Doch für den Handel selbst ist die von Waas proklamierte "End-Customer-driven Supply-Chain" ein alter Hut. Aus Kolodziejs Sicht steht der Käufer, den er als seinen "Arbeitgeber" tituliert, ohne jeden Zweifel am Ausgangspunkt der Supply-Chain-Planung: "Die Kunden legen Wert darauf, dass ein Produkt in ihrer Filiale auch vorrätig ist. Wenn es das nicht ist, dann besteht die Gefahr, dass sie zum Wettbewerber gehen und nicht mehr zurückkommen. Deshalb muss unsere Lieferfähigkeit 100 Prozent sein; da unterscheiden wir nicht zwischen A-, B- und C-Produkten." Auf die Vorhersagen der Marktforschungsinstitute will sich die Drogeriemarkt-Kette nicht verlassen: "Wenn die das so genau wüssten, dann wären nicht 90 Prozent aller in Deutschland eingeführten Produkte Flopps", spottete der langjährige DM-Manager, der eigenen Angaben zufolge unter der Personalnummer 1 geführt wird.

Keine Software ohne Schwächen

Um aus Abverkaufsdaten Planungsinformationen zu generieren, die wiederum eine Lieferkette antreiben, ist nicht nur eine Organisation notwendig, sondern auch eine funktionierende Softwareumgebung. Die marktgängigen Anwendungen sind nach Auskunft der Anwender aber alle noch mit Haken und Ösen behaftet. "Wir als globaler Konzern haben kein Produkt gefunden, das die Vielfalt unserer Anforderungen wirklich erfüllen könnte", bestätigte Waas.

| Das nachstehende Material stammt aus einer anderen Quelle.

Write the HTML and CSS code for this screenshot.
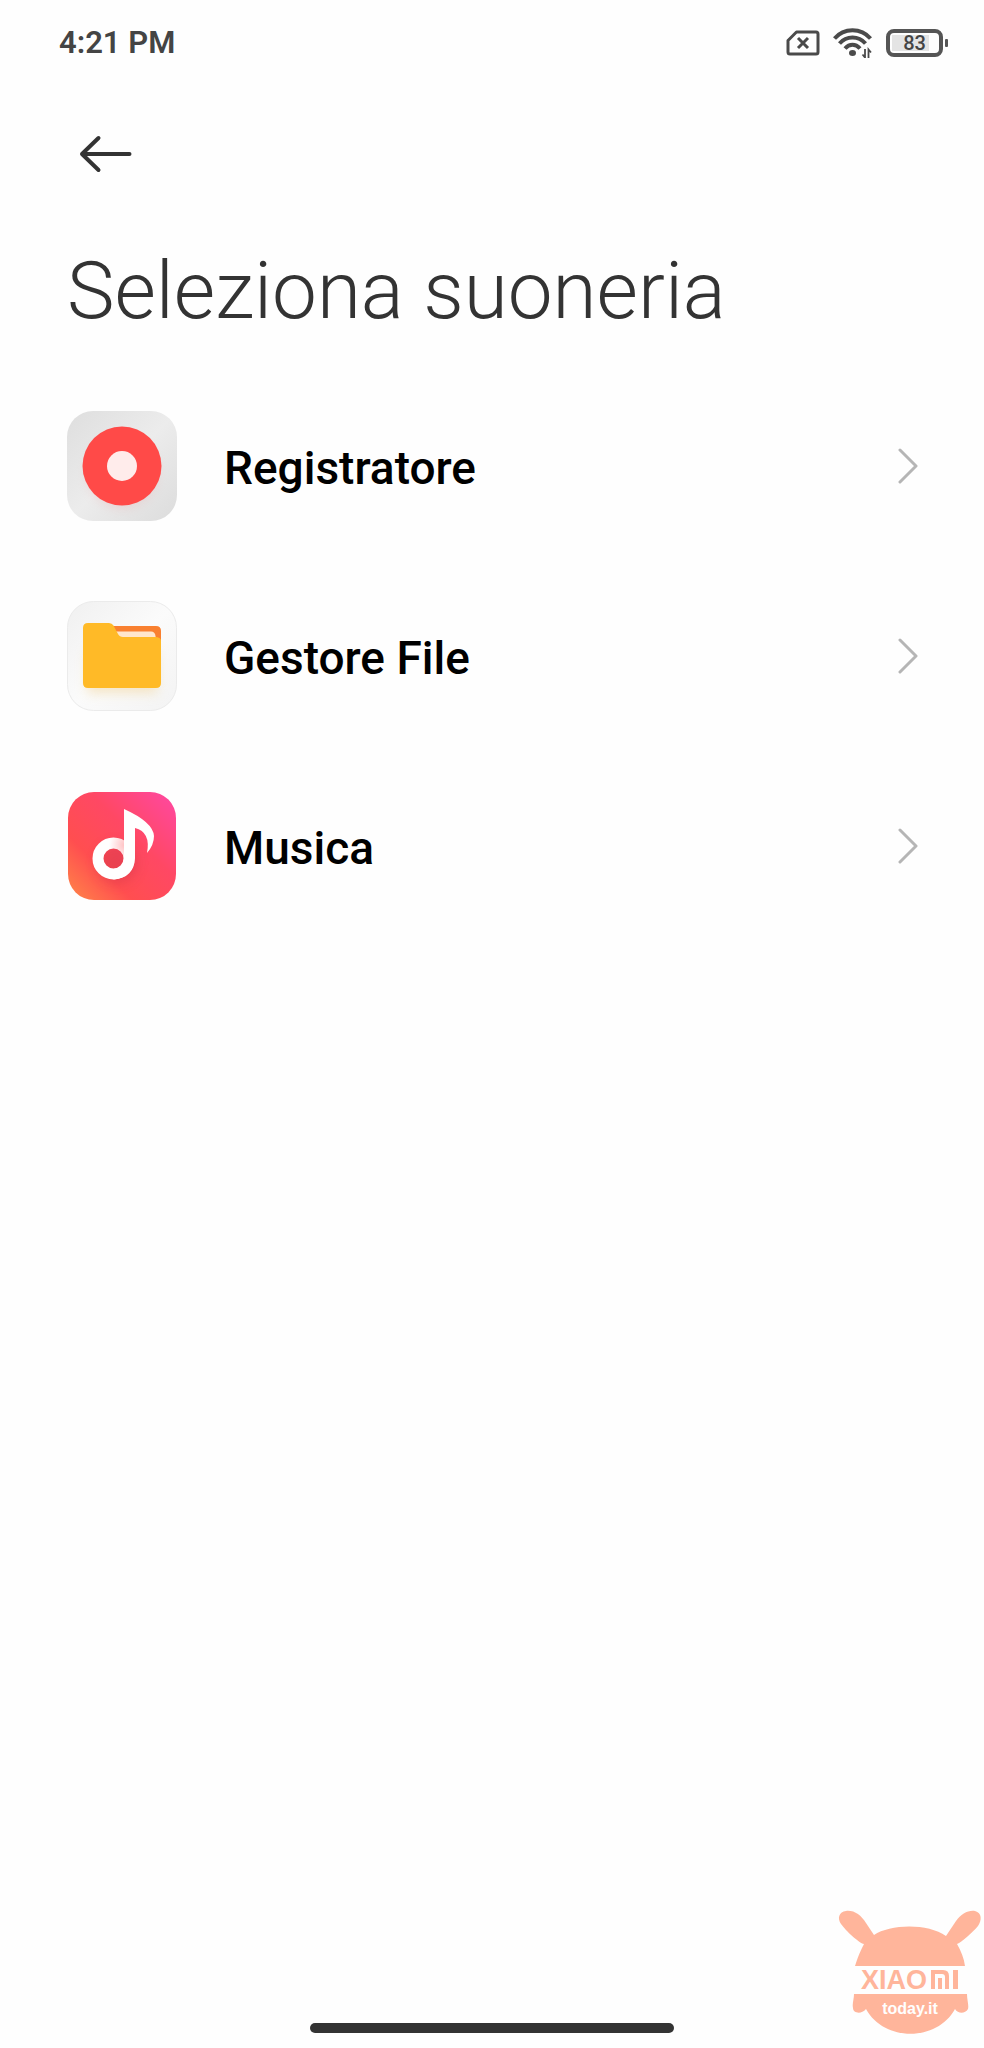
FILE: index.html
```html
<!DOCTYPE html>
<html lang="it">
<head>
<meta charset="utf-8">
<meta name="viewport" content="width=device-width, initial-scale=1">
<title>Seleziona suoneria</title>
<link rel="stylesheet" href="styles.css">
</head>
<body>
<div class="screen">
  <header class="status-bar">
    <time class="clock">4:21 PM</time>
    <div class="status-icons">
      <svg class="sim" viewBox="0 0 34 26" aria-label="Nessuna SIM">
        <path d="M10.500 2H30Q32 2 32 4V22Q32 24 30 24H4Q2 24 2 22V10.500Z" fill="none" stroke="#4a4a4a" stroke-width="3" stroke-linejoin="round"/>
        <path d="M12 8L22 18M22 8L12 18" fill="none" stroke="#4a4a4a" stroke-width="3"/>
      </svg>
      <svg class="wifi" viewBox="0 0 40 30" aria-label="Wi-Fi">
        <g fill="none" stroke="#4a4a4a" stroke-width="4">
          <path d="M1.500 10.500C11 -.5 28 -.5 37.500 10.500"/>
          <path d="M6.500 15.500C13.500 7.500 25.500 7.500 32.500 15.500"/>
          <path d="M12 20.500C16.500 15.500 22.500 15.500 27 20.500"/>
        </g>
        <ellipse cx="19.500" cy="25" rx="3.500" ry="3" fill="#4a4a4a"/>
        <path d="M32 21V29.500L29.500 26.500M35.500 30V21.500L38 24.500" fill="none" stroke="#4a4a4a" stroke-width="1.800"/>
      </svg>
      <div class="battery"><span class="battery-level">83</span></div>
    </div>
  </header>
  <main class="content">
    <button class="back" type="button" aria-label="Indietro">
      <svg viewBox="0 0 54 38"><path d="M50.500 19H3M19.500 3L3 19L19.500 35" fill="none" stroke="#333" stroke-width="4" stroke-linecap="round" stroke-linejoin="round"/></svg>
    </button>
    <h1 class="title">Seleziona suoneria</h1>
    <nav class="sources">
      <a class="source" href="#registratore">
        <svg class="app-icon" viewBox="0 0 110 110">
          <defs>
            <linearGradient id="rec-bg" x1="0" y1="0" x2="1" y2="1"><stop offset="0" stop-color="#dedede"/><stop offset=".5" stop-color="#ececec"/><stop offset="1" stop-color="#dcdcdc"/></linearGradient>
            <filter id="soft" x="-30%" y="-30%" width="160%" height="160%"><feGaussianBlur stdDeviation="6"/></filter>
          </defs>
          <rect width="110" height="110" rx="26" fill="url(#rec-bg)"/>
          <circle cx="55" cy="62" r="34" fill="#e99" opacity=".3" filter="url(#soft)"/>
          <circle cx="55" cy="55" r="39.500" fill="#ff4a48"/>
          <circle cx="55" cy="55" r="15" fill="#ffeceb"/>
        </svg>
        <span class="label">Registratore</span>
        <svg class="chevron" viewBox="0 0 20 36"><path d="M2 2L18 18L2 34" /></svg>
      </a>
      <a class="source" href="#gestore-file">
        <svg class="app-icon" viewBox="0 0 110 110">
          <defs><linearGradient id="file-bg" x1="0" y1="0" x2="1" y2="1"><stop offset="0" stop-color="#f0f0f0"/><stop offset=".5" stop-color="#fbfbfb"/><stop offset="1" stop-color="#f3f3f3"/></linearGradient></defs>
          <rect x=".5" y=".5" width="109" height="109" rx="26" fill="url(#file-bg)" stroke="#ebebeb"/>
          <rect x="20" y="50" width="70" height="42" fill="#f2d7a0" opacity=".6" filter="url(#soft)"/>
          <path d="M40 25H89Q94 25 94 30V50H40Z" fill="#f98030"/>
          <path d="M46 30.500H84Q88 30.500 88.500 35L89.500 42H46Z" fill="#ffe6cb"/>
          <path d="M21 22H42Q45 22 46.500 24.500L51 33Q52.500 36 56 36H88Q94 36 94 40V82Q94 87 89 87H21Q16 87 16 82V27Q16 22 21 22Z" fill="#ffba27"/>
        </svg>
        <span class="label">Gestore File</span>
        <svg class="chevron" viewBox="0 0 20 36"><path d="M2 2L18 18L2 34" /></svg>
      </a>
      <a class="source" href="#musica">
        <svg class="app-icon" viewBox="0 0 110 110">
          <defs>
            <linearGradient id="mus-bg" x1="0" y1="1" x2="1" y2="0"><stop offset="0" stop-color="#ff8748"/><stop offset=".3" stop-color="#ff4e50"/><stop offset=".6" stop-color="#ff4864"/><stop offset="1" stop-color="#ff48a4"/></linearGradient>
            <radialGradient id="note" gradientUnits="userSpaceOnUse" cx="58" cy="54" r="16"><stop offset="0" stop-color="#ffc0c2"/><stop offset="1" stop-color="#fff"/></radialGradient>
          </defs>
          <rect x="1" y="1" width="108" height="108" rx="26" fill="url(#mus-bg)"/>
          <circle cx="50" cy="72" r="20" fill="#c52e46" opacity=".35" filter="url(#soft)"/>
          <circle cx="46.500" cy="67.500" r="15.500" fill="none" stroke="url(#note)" stroke-width="11"/>
          <path d="M57 18Q86 31 87 45Q87 54 80 62Q84 41 68 37V67Q67 87 46.500 88.500V78Q57 77 57 67Z" fill="#fff"/>
        </svg>
        <span class="label">Musica</span>
        <svg class="chevron" viewBox="0 0 20 36"><path d="M2 2L18 18L2 34" /></svg>
      </a>
    </nav>
  </main>
  <footer class="gesture-area"><div class="gesture-bar"></div></footer>
  <svg class="watermark" viewBox="0 0 154 148" aria-label="XIAOMI today.it">
    <g fill="#ffb59b">
      <path d="M25 66C28 56 31 50 34 44C29 43 16 31 11 24C7 18 9 12 16 11C24 10 31 15 36 23L44 35C60 24 98 23 116 36L126 21C131 14 138 10 145 11C152 13 152 20 148 26C143 32 132 42 127 44C131 51 134 58 135 66Z"/>
      <path d="M24 94H137C137 100 139 105 138 109C135 114 128 114 125 109C107 142 54 142 36 109C31 115 23 113 23 108C22 104 24 99 24 94Z"/>
      <path d="M101 70H113Q119 70 119 76V89H115V77Q115 74 112 74H105V89H101ZM108 78H112V89H108ZM123 70H128V89H123Z"/>
    </g>
    <text class="brand" x="31" y="89">XIAO</text>
    <text class="site" x="80" y="114" text-anchor="middle">today.it</text>
  </svg>
</div>
</body>
</html>
```
FILE: styles.css
```css
* { box-sizing: border-box; }

body {
  margin: 0;
  background: #fefefe;
  font-family: Roboto, "Noto Sans", sans-serif;
  color: #000;
}

svg { display: block; flex: none; }

.screen {
  position: relative;
  display: flex;
  flex-direction: column;
  min-height: 100vh;
}

.status-bar {
  display: flex;
  align-items: center;
  justify-content: space-between;
  padding: 23px 36px 0 59px;
}

.clock {
  font-size: 31px;
  line-height: 40px;
  font-weight: 600;
  color: #444;
}

.status-icons {
  display: flex;
  align-items: center;
  gap: 13px;
}

.sim { width: 34px; height: 26px; }
.wifi { width: 40px; height: 30px; }

.battery {
  position: relative;
  width: 57px;
  height: 28px;
  margin-right: 5px;
  padding: 2px;
  border: 4px solid #555;
  border-radius: 8px;
}

.battery::after {
  content: "";
  position: absolute;
  top: 6px;
  right: -9px;
  width: 3px;
  height: 8px;
  border-radius: 1px;
  background: #555;
}

.battery-level {
  display: block;
  background: linear-gradient(to right, #e4e4e4 83%, transparent 83%);
  font-size: 20px;
  line-height: 16px;
  font-weight: 500;
  text-align: center;
  color: #444;
}

.content {
  flex: 1;
  padding: 72px 66px 0 67px;
}

.back {
  display: block;
  margin: 0 0 0 12px;
  padding: 0;
  border: 0;
  background: none;
}

.back svg { width: 54px; height: 38px; }

.title {
  margin: 70px 0 72px;
  font-size: 80px;
  line-height: 96px;
  font-weight: 300;
  color: #333;
}

.sources {
  display: flex;
  flex-direction: column;
  gap: 80px;
}

.source {
  display: flex;
  align-items: center;
  color: inherit;
  text-decoration: none;
}

.app-icon { width: 110px; height: 110px; }

.label {
  flex: 1;
  padding: 4px 0 0 47px;
  font-size: 46px;
  line-height: 52px;
  font-weight: 500;
}

.chevron { width: 20px; height: 36px; }

.chevron path {
  fill: none;
  stroke: #b5b5b5;
  stroke-width: 3;
  stroke-linecap: round;
  stroke-linejoin: round;
}

.gesture-area { padding: 0 0 15px; }

.gesture-bar {
  width: 37%;
  height: 10px;
  margin: 0 auto;
  border-radius: 5px;
  background: #333;
}

.watermark {
  position: absolute;
  right: 0;
  bottom: 0;
  width: 154px;
  height: 148px;
}

.brand {
  font: bold 27px "Liberation Sans", sans-serif;
  fill: #ffb59b;
}

.site {
  font: bold 16px "Liberation Sans", sans-serif;
  fill: #fff;
}
```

Jede Software habe ihre Stärken und Schwächen. "Für uns stellt sich deshalb immer die Frage: Welche Defizite sind wir bereit, in Kauf zu nehmen?"

HP hat sich für die SAP-Software entschieden, wenngleich auf der Shopfloor-Ebene noch das Planungssystem von i2 eingesetzt wird. "Ich muss allerdings sagen, dass auch die SAP-Software unsere Anforderungen nicht ganz erfüllt", so Waas. "Es gibt derzeit keine Lösung mit einem integrierten Frontend, das es erlaubt, einen Kunden als Gesamtheit zu managen, auch wenn dahinter sehr differenzierte SCM-Prozesse liegen." Schwierigkeiten bereite auch das Supply-Chain-Management über verschiedene Unternehmen hinweg. Hier hapere es aber nicht nur an der Software, sondern auch an den Prozessstandards: "Bei Rosettanet kommt leider noch zu wenig Implementierbares heraus."

Quitmann machen vor allem die unterschiedlichen Schnittstellen zu schaffen. Er nutzt im ERP-Bereich SAP, in der Planung i2 und für die Reihenfolgeplanung Quintiq: "Einen Hersteller, der wirklich alle Spezialfälle abdeckt, haben wir noch nicht gefunden." Darüber hinaus bemängelte der Hydro-Manager, dass sich die Softwarehersteller ihre Kenntnisse über die Branchenspezifika zum Teil erst bei den Einführungsprojekten aneigneten.

Geist auf Arbeit anwenden

Ein konsensfähiges Fazit der Gesprächsrunde zog Kolodziej: "Ich habe heute gelernt, dass Supply-Chain-Management für jedes Unternehmen etwas anderes sein kann. Aber es geht immer darum, Geist auf Arbeit anzuwenden", resümierte der DM-Geschäftsführer. "Erfolgreiche Unternehmen unterscheiden sich von den anderen dadurch, dass sie sowohl den Kunden als auch den Industriepartner im Auge haben."